Kids might be better off learning about careers as actions to take rather than as identities to claim. When they see work as what they do rather than who they are, they become more open to exploring different possibilities.

For the record, I think it’s better to lose the past two years of progress than to waste the next twenty.

Just as they make appointments with the doctor and the dentist even when nothing is wrong, they should schedule checkups on their careers. I encourage them to put a reminder in their calendars to ask some key questions twice a year. When did you form the aspirations you’re currently pursuing, and how have you changed since then? Have you reached a learning plateau in your role or your workplace, and is it time to consider a pivot? Answering these career checkup questions is a way to periodically activate rethinking cycles.

Our happiness often depends more on what we do than where we are. It’s our actions—not our surroundings—that bring us meaning and belonging.

When my students talk about the evolution of self-esteem in their careers, the progression often goes something like this: Phase 1: I’m not important Phase 2: I’m important Phase 3: I want to contribute to something important

At work and in life, the best we can do is plan for what we want to learn and contribute over the next year or two, and stay open to what might come next. To adapt an analogy from E. L. Doctorow, writing out a plan for your life “is like driving at night in the fog. You can only see as far as your headlights, but you can make the whole trip that way.”

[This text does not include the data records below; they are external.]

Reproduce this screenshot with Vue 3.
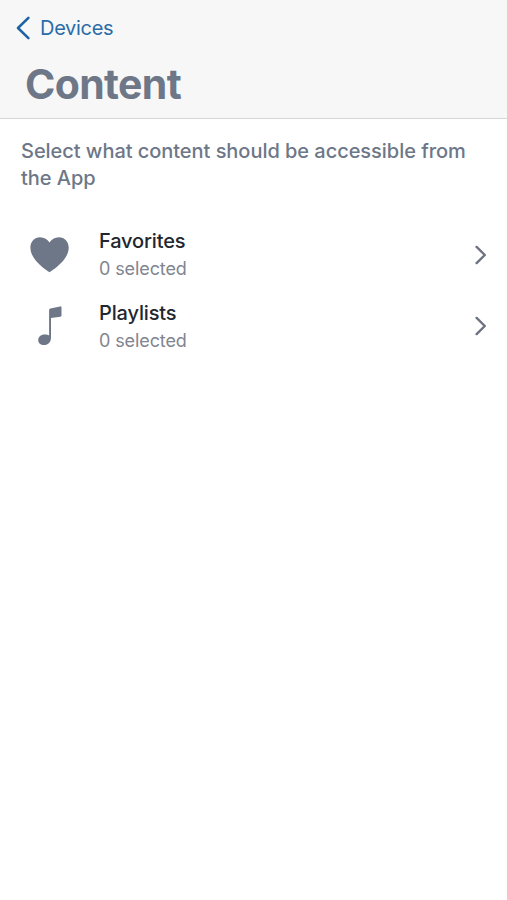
<script setup>
const items = [
  { id: 'favorites', title: 'Favorites', count: 0 },
  { id: 'playlists', title: 'Playlists', count: 0 },
]
</script>

<template>
  <div class="screen">
    <header class="header">
      <a class="back">
        <svg class="back-icon" width="16" height="26" viewBox="0 0 16 26">
          <path d="M13.4 2.9 3 13l10.400 10.100" />
        </svg>
        <span class="back-label">Devices</span>
      </a>
      <h1 class="title">Content</h1>
    </header>
    <main>
      <p class="intro">Select what content should be accessible from the App</p>
      <ul class="list">
        <li v-for="item in items" :key="item.id" class="row">
          <svg v-if="item.id === 'favorites'" class="icon" width="40" height="42" viewBox="0 0 40 42">
            <path d="M19.500 38.300C18.500 37.500 10.500 32.400 5.900 26.700C2.200 22.300.4 18 .4 13.600C.4 7.600 4.500 3.200 10 3.200C14.200 3.200 17.700 5.300 19.500 8.600C21.300 5.300 24.800 3.200 29 3.200C34.500 3.200 38.700 7.600 38.700 13.600C38.700 18 36.900 22.300 33.200 26.700C28.500 32.400 20.500 37.500 19.500 38.300Z" />
          </svg>
          <svg v-else class="icon" width="40" height="42" viewBox="0 0 40 42">
            <path d="M19.100 5.200Q19.100 3.800 20.400 3.500L30.200 1.400Q31.500 1.200 31.500 2.500V10.500Q31.500 11.500 30.400 11.700L21 13.100V32.500C21 37.300 18 40.100 14 40.100C10.600 40.100 8.200 38.100 8.200 35.300C8.200 31.900 10.900 29.600 14.500 29.600C16.600 29.600 18 29.900 19.100 30.600Z" />
          </svg>
          <div class="text">
            <span class="name">{{ item.title }}</span>
            <span class="count">{{ item.count }} selected</span>
          </div>
          <svg class="chevron" width="14" height="22" viewBox="0 0 14 22">
            <path d="M2.600 2.900 10.800 11l-8.200 8.100" />
          </svg>
        </li>
      </ul>
    </main>
  </div>
</template>

<style>
body {
  background: #fff;
}
</style>

<style scoped>
.screen {
  min-height: 900px;
  background: #fff;
  font-family: Inter, 'Liberation Sans', sans-serif;
  color: #6d7788;
}
.header {
  box-sizing: border-box;
  height: 119px;
  padding: 15px 16px 0 15px;
  background: #f7f7f7;
  border-bottom: 1px solid #d5d6d8;
}
.back {
  display: flex;
  align-items: center;
  height: 26px;
  color: #2b6ca8;
}
.back-icon path {
  fill: none;
  stroke: #1e64a5;
  stroke-width: 2.6;
  stroke-linecap: round;
  stroke-linejoin: round;
}
.back-label {
  margin-left: 9px;
  font-size: 20px;
  letter-spacing: -0.3px;
}
.title {
  margin: 19px 0 0 10px;
  font-size: 41px;
  line-height: 48px;
  font-weight: 700;
  letter-spacing: -0.65px;
}
.intro {
  margin: 0;
  padding: 19px 21px 0;
  font-size: 20px;
  line-height: 27px;
  font-weight: 500;
  letter-spacing: -0.04px;
}
.list {
  list-style: none;
  margin: 0;
  padding: 27px 19px 0 30px;
}
.row {
  display: flex;
  align-items: center;
  height: 71.5px;
}
.icon {
  flex: none;
  fill: #6d7788;
}
.text {
  display: flex;
  flex: 1;
  flex-direction: column;
  margin-left: 29px;
  padding-top: 1px;
}
.name {
  font-size: 20px;
  line-height: 28px;
  font-weight: 500;
  letter-spacing: -0.15px;
  color: #22262e;
}
.count {
  font-size: 18px;
  line-height: 28px;
  letter-spacing: -0.1px;
  color: #7f8591;
}
.chevron path {
  fill: none;
  stroke: #6c7280;
  stroke-width: 2.4;
  stroke-linecap: round;
  stroke-linejoin: round;
}
</style>
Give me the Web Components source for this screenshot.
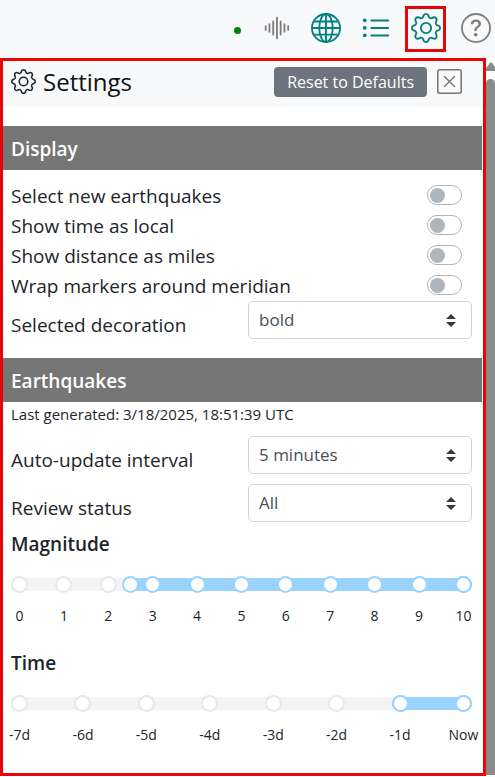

Think like a scientist. When you start forming an opinion, resist the temptation to preach, prosecute, or politick. Treat your emerging view as a hunch or a hypothesis and test it with data. Like the entrepreneurs who learned to approach their business strategies as experiments, you’ll maintain the agility to pivot.

Question how rather than why. When people describe why they hold extreme views, they often intensify their commitment and double down. When they try to explain how they would make their views a reality, they often realize the limits of their understanding and start to temper some of their opinions.